Mayor Eric Garcetti said this week that he would direct the Department of Water and Power to disclose how millions of dollars in ratepayer money is being spent at two “training institutes.” The DWP has been unwilling or unable to account for the finances of the organizations, which are jointly operated with the DWP union.

Garcetti's move came in response to an L.A. Times story last week, but the institutes are far from a new development. They have been around for a dozen years, and they were first exposed by the L.A. Weekly all the way back in 2005.
So Garcetti is now springing into action, after biding his time for eight years.

The Weekly story went into some detail about how the DWP union, IBEW Local 18, was able to keep secret the operations of the ratepayer-funded Joint Training Institute and the Joint Safety Institute. At that time, they had been funded to the tune of $12 million, and now that figure is up to $40 million.
Though lawyers in the city attorney's office believed that the groups' meetings and records should be open to the public, IBEW managed to work its connections in Sacramento to obtain a friendly opinion from the office of Attorney General Bill Lockyer. Since then, the groups' activities have been shrouded in secrecy.
In a statement to the L.A. Daily News and KPCC this week, Garcetti said he had instructed DWP general manager Ron Nichols to account for spending at the institutes. 
“I am also calling on my new DWP commission to seek full disclosure of all spending by these two organizations, and to explore all legal avenues to account for every ratepayer dollar spent,” Garcetti said in the statement.
And yet: Garcetti was serving on the City Council back in 2005, and the Weekly story would have been hard to miss had he been interested in DWP oversight at the time. In fact, elected officials typically employ clip services to make sure that they see news articles relevant to their jobs.

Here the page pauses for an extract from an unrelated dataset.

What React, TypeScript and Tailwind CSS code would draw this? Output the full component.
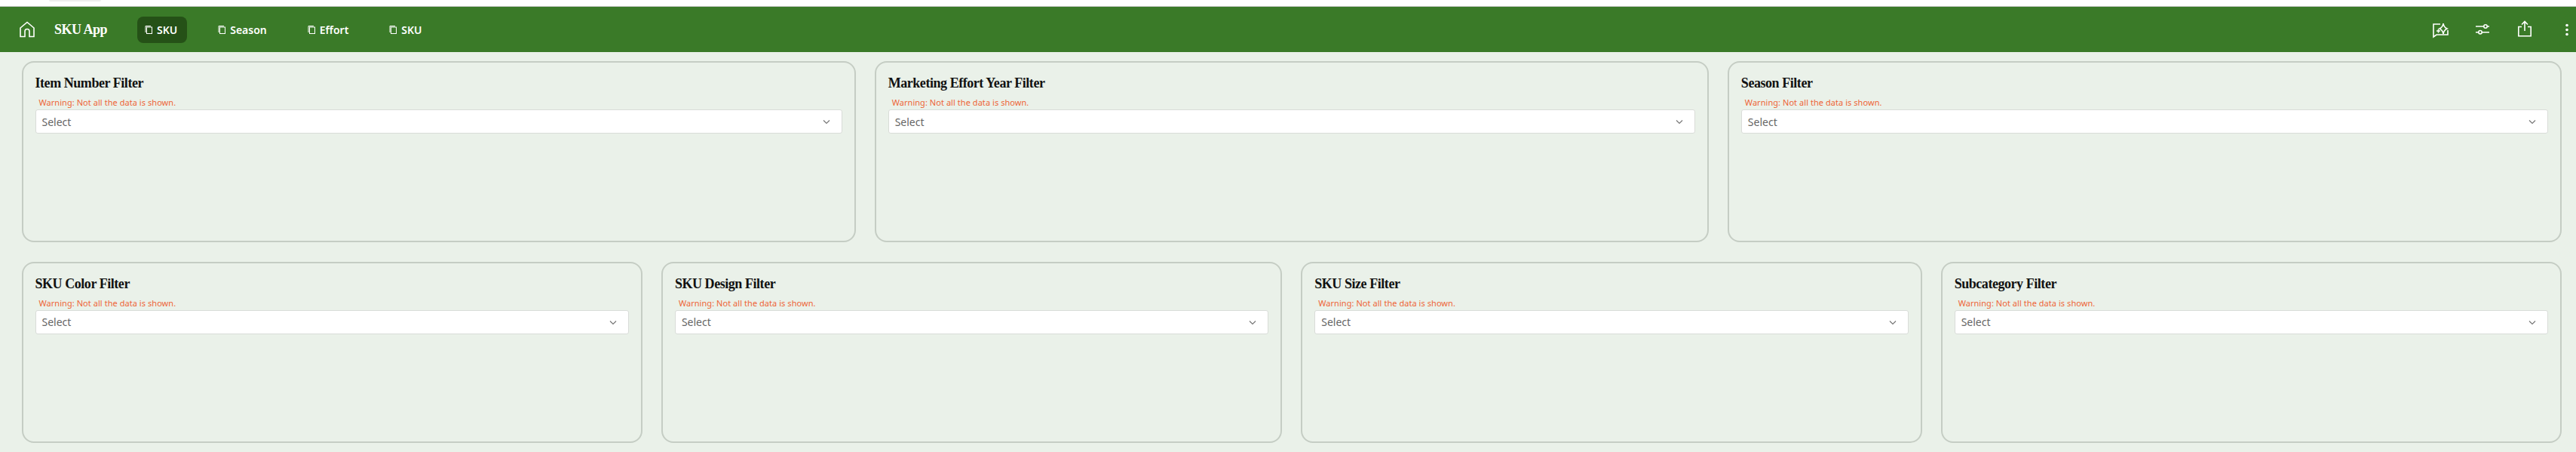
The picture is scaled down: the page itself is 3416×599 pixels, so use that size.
import React from "react";

function CopyIcon() {
  return (
    <svg width="11" height="13" viewBox="0 0 11 13" fill="none" stroke="currentColor" strokeWidth="1" className="shrink-0">
      <path d="M1 10V1.500h7" />
      <rect x="2.500" y="3" width="7" height="8.500" />
    </svg>
  );
}

function NavItem({ label, active }: { label: string; active?: boolean }) {
  return (
    <div className={`flex items-center gap-[5px] h-[35px] rounded-[8px] pl-[10px] pr-[13px] text-[14px] font-semibold text-white ${active ? "bg-[#255117]" : ""}`}>
      <CopyIcon />
      <span>{label}</span>
    </div>
  );
}

function FilterCard({ title }: { title: string }) {
  return (
    <div className="h-[240px] rounded-[16px] border-2 border-[#c5cdc4] px-[16px] pt-[15px]">
      <div className="h-[24px] text-[18px] leading-[24px] tracking-[-0.45px] font-bold text-[#111] font-['Liberation_Serif',serif]">{title}</div>
      <div className="mt-[6px] mb-[2px] pl-[5px] h-[15px] text-[11px] leading-[15px] tracking-[0.05px] text-[#ee6436]">Warning: Not all the data is shown.</div>
      <div className="flex items-center justify-between h-[32px] rounded-[3px] border border-[#d9dcd8] bg-white pl-[8px] pr-[14px] text-[14px] text-[#666]">
        <span>Select</span>
        <svg width="12" height="12" viewBox="0 0 12 12" fill="none" stroke="#777" strokeWidth="1.2">
          <path d="M2 4.500 6 8.500l4-4" />
        </svg>
      </div>
    </div>
  );
}

export default function App() {
  return (
    <div className="w-[3416px] h-[599px] overflow-hidden bg-[#eaf1e9] font-['Noto_Sans',sans-serif]">
      <div className="h-[9px] bg-white border-b border-[#c9c9c9] pl-[65px]">
        <div className="w-[69px] h-[2px] rounded-b-[4px] bg-[#eeeeee]" />
      </div>
      <header className="flex items-center h-[60px] bg-[#3a7a28] text-white">
        <svg width="24" height="24" viewBox="0 0 24 24" fill="none" stroke="currentColor" strokeWidth="1.600" className="ml-[24px] shrink-0">
          <path d="M3 21.500h6v-7a3 3 0 0 1 6 0v7h6V10L12 2.500 3 10z" />
        </svg>
        <div className="ml-[24px] w-[70px] shrink-0 whitespace-nowrap text-[18px] tracking-[-0.5px] font-bold font-['Liberation_Serif',serif]">SKU App</div>
        <div className="flex items-center gap-[31px] ml-[40px]">
          <NavItem label="SKU" active />
          <NavItem label="Season" />
          <NavItem label="Effort" />
          <NavItem label="SKU" />
        </div>
        <div className="ml-auto flex items-center gap-[32px]">
          <svg width="24" height="24" viewBox="0 0 24 24" fill="none" stroke="currentColor" strokeWidth="1.600">
            <path d="M12 5H3v17l4-3h15v-6" />
            <path d="M16 4c.5 3.500 1.500 5.500 5 7-3.500 1.500-4.500 3.500-5 7-.5-3.500-1.500-5.500-5-7 3.500-1.500 4.500-3.500 5-7z" />
            <path d="M7 14h5M9.500 11.500v5" />
          </svg>
          <svg width="24" height="24" viewBox="0 0 24 24" fill="none" stroke="currentColor" strokeWidth="1.600">
            <path d="M3 8h11M18.200 8H21M3 15.700h3.800M11.200 15.700H21" />
            <circle cx="16" cy="8" r="2.200" />
            <circle cx="9" cy="15.700" r="2.200" />
          </svg>
          <svg width="24" height="24" viewBox="0 0 24 24" fill="none" stroke="currentColor" strokeWidth="1.600">
            <path d="M8 8.500H3.800v12.200h16.400V8.500H16M12 14V2M8 5.500l4-4 4 4" />
          </svg>
          <svg width="24" height="24" viewBox="0 0 24 24" fill="currentColor">
            <circle cx="12" cy="6.500" r="1.800" />
            <circle cx="12" cy="12.500" r="1.800" />
            <circle cx="12" cy="18.500" r="1.800" />
          </svg>
        </div>
      </header>
      <main className="flex flex-col gap-[25.5px] pl-[28.5px] pr-[19px] pt-[12.4px]">
        <div className="grid grid-cols-3 gap-[25px]">
          <FilterCard title="Item Number Filter" />
          <FilterCard title="Marketing Effort Year Filter" />
          <FilterCard title="Season Filter" />
        </div>
        <div className="grid grid-cols-4 gap-[25px]">
          <FilterCard title="SKU Color Filter" />
          <FilterCard title="SKU Design Filter" />
          <FilterCard title="SKU Size Filter" />
          <FilterCard title="Subcategory Filter" />
        </div>
      </main>
    </div>
  );
}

The Daily News asked Garcetti's office Wednesday what had taken him so long, and was told that “the mayor was not aware of that L.A. Weekly story” and only learned of the issue when the L.A. Times reported on it last week.
Garcetti also voted for DWP labor contracts that included provisions maintaining these institutes.
DWP reform has been a key theme of the young Garcetti administration. But Garcetti showed relatively little interest in the topic until IBEW Local 18 began spending millions of dollars on TV ads attacking him in the mayor's race.
Garcetti responded during the campaign by calling the IBEW leadership “power brokers” and accusing his opponent, Controller Wendy Greuel, of “letting them off the hook” by failing to examine the DWP. But Garcetti stopped short of alleging that the IBEW's contracts — which he voted for in 2005 and 2009 — were tilted in the union's favor.
When asked in March if those contracts were too lucrative, Garcetti ducked the question, saying, “It would certainly be nice to have analysis on that.” He subsequently defended the 2009 contract, saying it saved money by giving raises in the form of a cash bonus.
IBEW Local 18 ratified a new contract on Wednesday, which freezes wages in place for three years. In a release, the mayor's office touted the deal as “a dramatic shift away from the generous contracts of the past.”
The mayor's office did not acknowledge that Garcetti had supported those contracts, or explain the change in his thinking about them.